Present every line in which the string "screenshot" appears.
-- BEGIN Records provided --
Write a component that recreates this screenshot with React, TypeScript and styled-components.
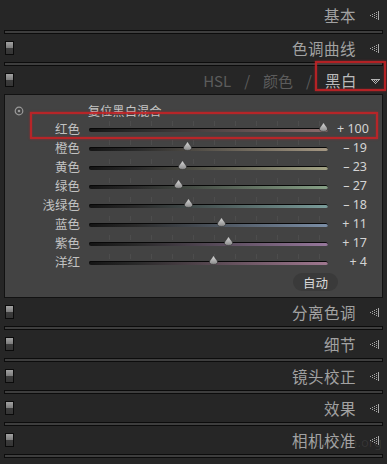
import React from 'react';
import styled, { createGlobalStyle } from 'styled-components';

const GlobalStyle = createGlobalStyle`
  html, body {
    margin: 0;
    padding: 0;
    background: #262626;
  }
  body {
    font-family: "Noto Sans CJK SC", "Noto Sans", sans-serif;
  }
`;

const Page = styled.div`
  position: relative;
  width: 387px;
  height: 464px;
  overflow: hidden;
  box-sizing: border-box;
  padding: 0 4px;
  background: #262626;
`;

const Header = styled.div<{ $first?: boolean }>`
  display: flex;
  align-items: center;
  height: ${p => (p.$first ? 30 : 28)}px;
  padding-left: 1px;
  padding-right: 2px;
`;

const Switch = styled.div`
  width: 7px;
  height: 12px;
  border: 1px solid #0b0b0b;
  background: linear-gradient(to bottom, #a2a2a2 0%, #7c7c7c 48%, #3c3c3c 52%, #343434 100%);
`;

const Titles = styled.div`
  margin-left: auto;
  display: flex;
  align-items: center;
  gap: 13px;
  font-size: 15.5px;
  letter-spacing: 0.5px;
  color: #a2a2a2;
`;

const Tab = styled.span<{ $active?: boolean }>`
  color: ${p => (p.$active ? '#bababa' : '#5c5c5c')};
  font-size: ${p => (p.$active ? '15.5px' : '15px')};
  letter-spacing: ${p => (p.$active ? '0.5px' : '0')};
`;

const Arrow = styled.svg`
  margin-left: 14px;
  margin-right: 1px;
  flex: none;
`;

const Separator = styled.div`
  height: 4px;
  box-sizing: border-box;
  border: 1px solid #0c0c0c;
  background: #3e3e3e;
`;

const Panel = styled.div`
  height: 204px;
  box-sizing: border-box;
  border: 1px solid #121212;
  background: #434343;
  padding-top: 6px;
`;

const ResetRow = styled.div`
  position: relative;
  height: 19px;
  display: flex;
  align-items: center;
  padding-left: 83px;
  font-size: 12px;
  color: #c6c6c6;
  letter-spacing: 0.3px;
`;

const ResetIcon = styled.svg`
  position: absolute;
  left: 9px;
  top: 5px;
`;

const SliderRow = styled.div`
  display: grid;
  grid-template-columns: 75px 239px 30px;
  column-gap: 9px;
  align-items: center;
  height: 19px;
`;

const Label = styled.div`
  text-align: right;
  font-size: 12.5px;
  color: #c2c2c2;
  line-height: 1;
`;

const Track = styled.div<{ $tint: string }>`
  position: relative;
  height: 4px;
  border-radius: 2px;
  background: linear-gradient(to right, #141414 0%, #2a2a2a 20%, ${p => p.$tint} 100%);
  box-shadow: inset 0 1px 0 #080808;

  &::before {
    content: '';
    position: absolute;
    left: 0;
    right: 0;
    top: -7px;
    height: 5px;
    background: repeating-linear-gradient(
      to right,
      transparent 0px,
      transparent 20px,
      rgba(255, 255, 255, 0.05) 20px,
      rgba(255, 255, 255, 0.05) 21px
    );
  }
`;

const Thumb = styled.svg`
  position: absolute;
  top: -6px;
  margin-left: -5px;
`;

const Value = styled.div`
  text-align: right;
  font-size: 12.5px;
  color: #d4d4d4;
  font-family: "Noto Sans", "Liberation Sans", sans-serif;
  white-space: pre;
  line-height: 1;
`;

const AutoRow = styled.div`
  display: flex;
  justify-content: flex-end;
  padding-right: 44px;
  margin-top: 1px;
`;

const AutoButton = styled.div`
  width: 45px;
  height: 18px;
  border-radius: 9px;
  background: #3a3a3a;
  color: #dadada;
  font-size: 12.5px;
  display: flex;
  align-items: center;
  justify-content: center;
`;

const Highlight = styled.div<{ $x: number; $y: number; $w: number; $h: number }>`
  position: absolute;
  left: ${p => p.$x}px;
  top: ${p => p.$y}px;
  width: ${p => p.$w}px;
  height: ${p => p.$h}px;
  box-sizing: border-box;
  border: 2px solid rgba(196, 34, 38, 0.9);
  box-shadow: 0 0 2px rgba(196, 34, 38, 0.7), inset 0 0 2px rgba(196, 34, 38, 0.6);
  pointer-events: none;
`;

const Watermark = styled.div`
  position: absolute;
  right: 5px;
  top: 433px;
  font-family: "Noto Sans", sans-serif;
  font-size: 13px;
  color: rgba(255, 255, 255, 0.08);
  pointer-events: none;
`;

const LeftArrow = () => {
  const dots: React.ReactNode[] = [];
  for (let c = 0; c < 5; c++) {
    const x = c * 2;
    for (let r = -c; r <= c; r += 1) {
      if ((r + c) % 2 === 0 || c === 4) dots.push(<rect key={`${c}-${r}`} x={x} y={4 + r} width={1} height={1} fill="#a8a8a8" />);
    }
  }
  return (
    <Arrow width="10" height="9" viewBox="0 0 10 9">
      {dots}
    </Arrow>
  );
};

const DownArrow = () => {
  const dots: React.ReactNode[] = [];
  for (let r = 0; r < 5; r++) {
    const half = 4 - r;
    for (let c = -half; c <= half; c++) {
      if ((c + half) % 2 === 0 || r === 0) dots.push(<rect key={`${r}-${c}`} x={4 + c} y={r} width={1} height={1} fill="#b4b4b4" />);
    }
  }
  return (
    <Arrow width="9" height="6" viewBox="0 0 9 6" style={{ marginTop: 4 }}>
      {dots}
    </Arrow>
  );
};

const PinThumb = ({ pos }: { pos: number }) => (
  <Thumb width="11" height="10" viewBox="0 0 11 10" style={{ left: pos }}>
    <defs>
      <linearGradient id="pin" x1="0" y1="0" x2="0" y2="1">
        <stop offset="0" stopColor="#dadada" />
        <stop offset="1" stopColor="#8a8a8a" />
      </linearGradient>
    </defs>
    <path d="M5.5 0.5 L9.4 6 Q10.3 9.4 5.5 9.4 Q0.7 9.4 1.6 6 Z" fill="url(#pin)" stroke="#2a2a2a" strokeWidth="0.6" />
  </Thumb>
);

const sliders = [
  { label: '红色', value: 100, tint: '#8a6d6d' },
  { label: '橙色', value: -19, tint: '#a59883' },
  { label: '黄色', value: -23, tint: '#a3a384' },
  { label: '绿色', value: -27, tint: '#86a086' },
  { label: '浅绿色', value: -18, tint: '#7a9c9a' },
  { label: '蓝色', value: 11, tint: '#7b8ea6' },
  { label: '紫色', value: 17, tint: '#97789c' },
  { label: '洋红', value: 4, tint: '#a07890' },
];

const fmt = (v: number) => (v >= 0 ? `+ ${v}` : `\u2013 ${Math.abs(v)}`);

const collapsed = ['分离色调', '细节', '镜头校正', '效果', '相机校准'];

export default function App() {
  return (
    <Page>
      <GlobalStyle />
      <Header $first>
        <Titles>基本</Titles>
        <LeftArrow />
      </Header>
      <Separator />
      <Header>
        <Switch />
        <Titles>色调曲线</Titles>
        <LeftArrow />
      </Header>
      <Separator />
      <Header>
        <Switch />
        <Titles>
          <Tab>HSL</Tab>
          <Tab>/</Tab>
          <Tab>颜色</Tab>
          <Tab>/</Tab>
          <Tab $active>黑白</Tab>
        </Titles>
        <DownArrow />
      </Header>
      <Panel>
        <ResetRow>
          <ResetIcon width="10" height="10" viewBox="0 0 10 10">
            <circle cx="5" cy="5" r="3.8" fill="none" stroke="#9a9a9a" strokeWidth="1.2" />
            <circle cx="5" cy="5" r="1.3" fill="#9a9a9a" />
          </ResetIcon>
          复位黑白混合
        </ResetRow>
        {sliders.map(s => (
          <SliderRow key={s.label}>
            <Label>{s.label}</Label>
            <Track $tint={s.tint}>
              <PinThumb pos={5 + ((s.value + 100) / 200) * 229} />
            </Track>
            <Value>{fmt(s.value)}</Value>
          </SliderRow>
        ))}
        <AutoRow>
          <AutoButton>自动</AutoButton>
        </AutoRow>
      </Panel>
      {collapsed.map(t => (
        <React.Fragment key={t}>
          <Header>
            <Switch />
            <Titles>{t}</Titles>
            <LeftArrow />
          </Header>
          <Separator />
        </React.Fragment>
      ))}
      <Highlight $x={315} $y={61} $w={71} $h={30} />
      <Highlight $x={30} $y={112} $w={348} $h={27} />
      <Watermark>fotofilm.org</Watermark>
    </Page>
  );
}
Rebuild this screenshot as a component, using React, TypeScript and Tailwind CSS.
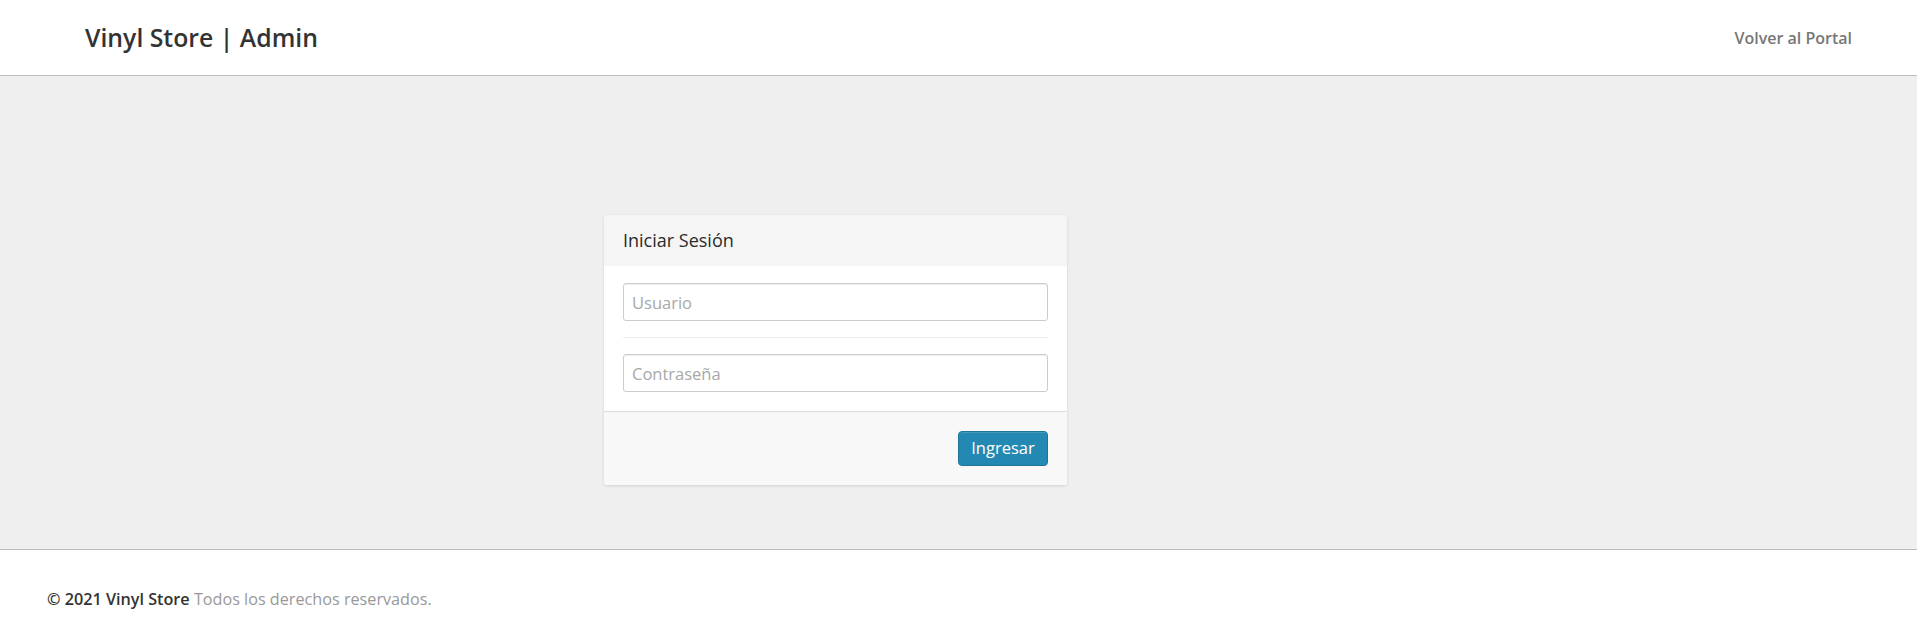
-- END Records provided --
Response to this exercise:
Write a component that recreates this screenshot with React, TypeScript and styled-components.
Rebuild this screenshot as a component, using React, TypeScript and Tailwind CSS.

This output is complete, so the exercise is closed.